Economists are increasingly anxious that the 9.1% jobless
rate in the United States could become entrenched, as the skills of those out
of work atrophy and their connections to the job market wane, sidelining them
and chipping away at the US economy's capacity to produce.
"The Fed is doing all that it can to stimulate the
demand side of the economy in an environment where 'all that it can do' is 'not
very much'," said Mark Setterfield, an economics professor at Trinity
College in Hartford, Conn.
He is the author of a book on persistently high unemployment, sometimes known as hysteresis.
The term is borrowed from physics, where it is used to
describe a temporary effect that becomes permanent, even when whatever
triggered the initial effect is removed. In the labour market, it is used to
described a self-feeding cycle where even after demand returns, unemployment
remains high.
"We went to 9% unemployment quite quickly, and we have
basically been stuck there," Setterfield said. "There has to be the
concern that that type of hysteresis effect is going to add insult to
injury."
The Fed on Wednesday moved to offset what it called
significant downside risks to the already weak US economy with a new $400bn
programme to weight its $2.85 trillion balance sheet more heavily towards
longer-term securities.
Do the twist
The idea behind the move, nicknamed by investors as
Operation Twist after a similar policy in the 1960s, is to push down long-term
borrowing costs to encourage mortgage refinancing and consumer and business
borrowing.
The Fed also sought to give the housing market a direct
boost by promising to keep its mortgage-backed securities portfolio at its
current size.
But with unemployment so high, households worried about
their future prospects may be more focused on paying down debt than taking out
new loans.
If that sucks enough demand from the economy, economists
such as Setterfield argue the jobless rate will level off at a high level, no
matter how low the Fed pushes interest rates.
Several analysts left their economic forecasts unchanged
after the Fed's move. An estimate from Goldman Sachs made ahead of the meeting
put the economic impact of a "twist" operation at just 0.5 percentage
points of added growth, and a reduction in the unemployment rate of just
one-tenth by 2015.
Even the Fed does not know exactly what to expect; how much
of an economic boost the programme will deliver is, as the central bank
explains on its website, "difficult to estimate precisely".

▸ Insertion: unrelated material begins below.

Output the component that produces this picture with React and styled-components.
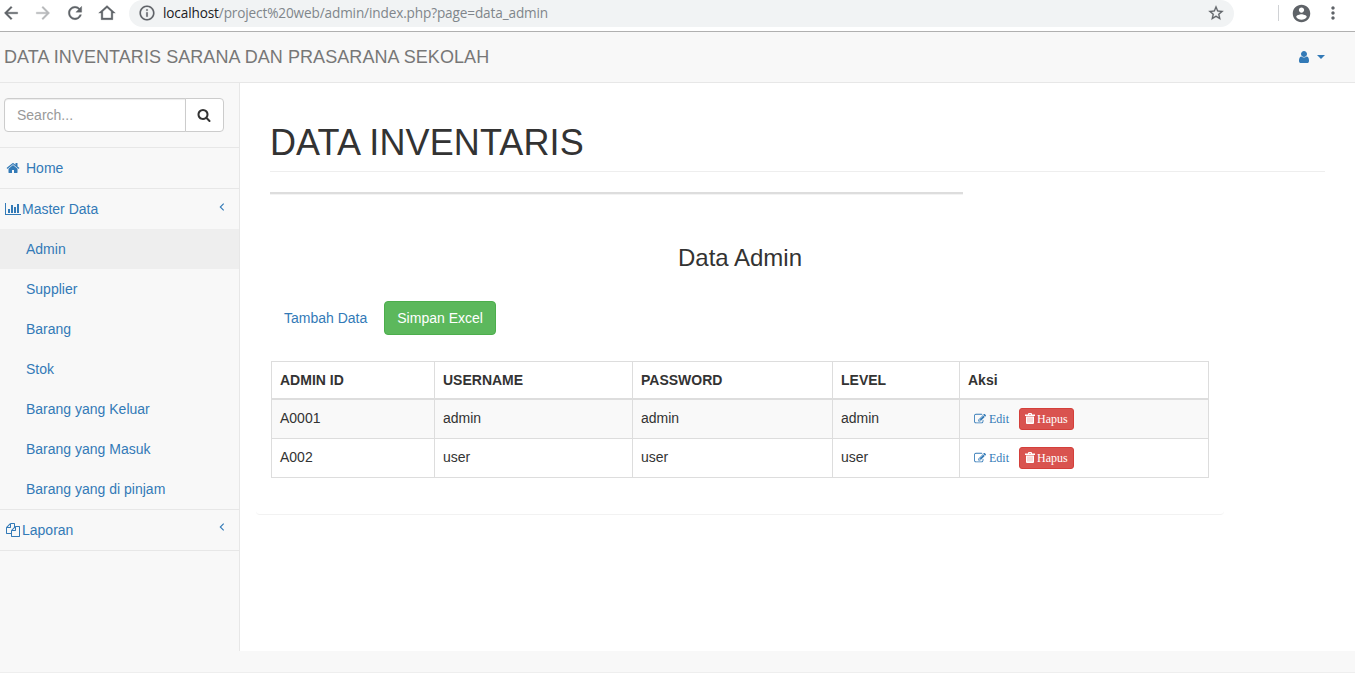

But such concerns probably will not prevent the Fed from
doing even more if need be, said Eric Stein, a portfolio manager at Eaton Vance
in Boston.
"I think (Fed chairperson Ben) Bernanke and (New York
Fed president William) Dudley and (Chicago Fed president Charles Evans) and
(Fed vice-chair Janet) Yellen are committed to doing whatever it takes to get
the economy going," he said.
"I think they'll continue pushing for things unless the
world gets materially better - I don't know what efficacy things will have, but
I think they will keep pushing."
Bernanke has repeatedly cited sustained high unemployment as
a chief concern. In its statement following Wednesday's policy-setting meeting,
the Fed pointed to an "elevated" jobless rate that will decline only
gradually.
"Chairman Bernanke may be... over-optimistic, in the
sense that he is thinking about unemployment coming down slowly and
painfully," said Laurence Ball, an economics professor at Johns Hopkins
University.
That concern is not limited to academics.
San Francisco Federal Reserve Bank president John Williams,
who rotates into a voting spot on the Fed's policy-setting panel next year,
recently raised the spectre of permanently high unemployment outside a
recession, something unseen in the United States since the end of World War II.
"One of the concerns is, if unemployment stays very
high for very long, people are out of work for several years, that's going to
have a much more persistent effect, despite the history," Williams told
reporters after a speech in Seattle in which he suggested there was more room
for the Fed to ease monetary conditions.
While the Fed wants to bring down the unemployment rate,
many economists say that it has little chance of success as long as politicians
fail to deliver fiscal stimulus or effective jobs-promoting programmes.
That's the argument made by Dallas Fed president Richard
Fisher, one of three policymakers on the Fed's policy panel who dissented
against its latest policy experiment on Wednesday.
Still, those concerns have not deterred the Fed's majority
so far, and the ongoing threat of entrenched unemployment is likely to push
them to do even more unless the economy picks up quickly.
As JPMorgan's chief economist Michael Feroli observed: "Monetary policy's toothpaste tube is rolled up to the very end, and Bernanke is squeezing it with both hands, but there's just not much left in there."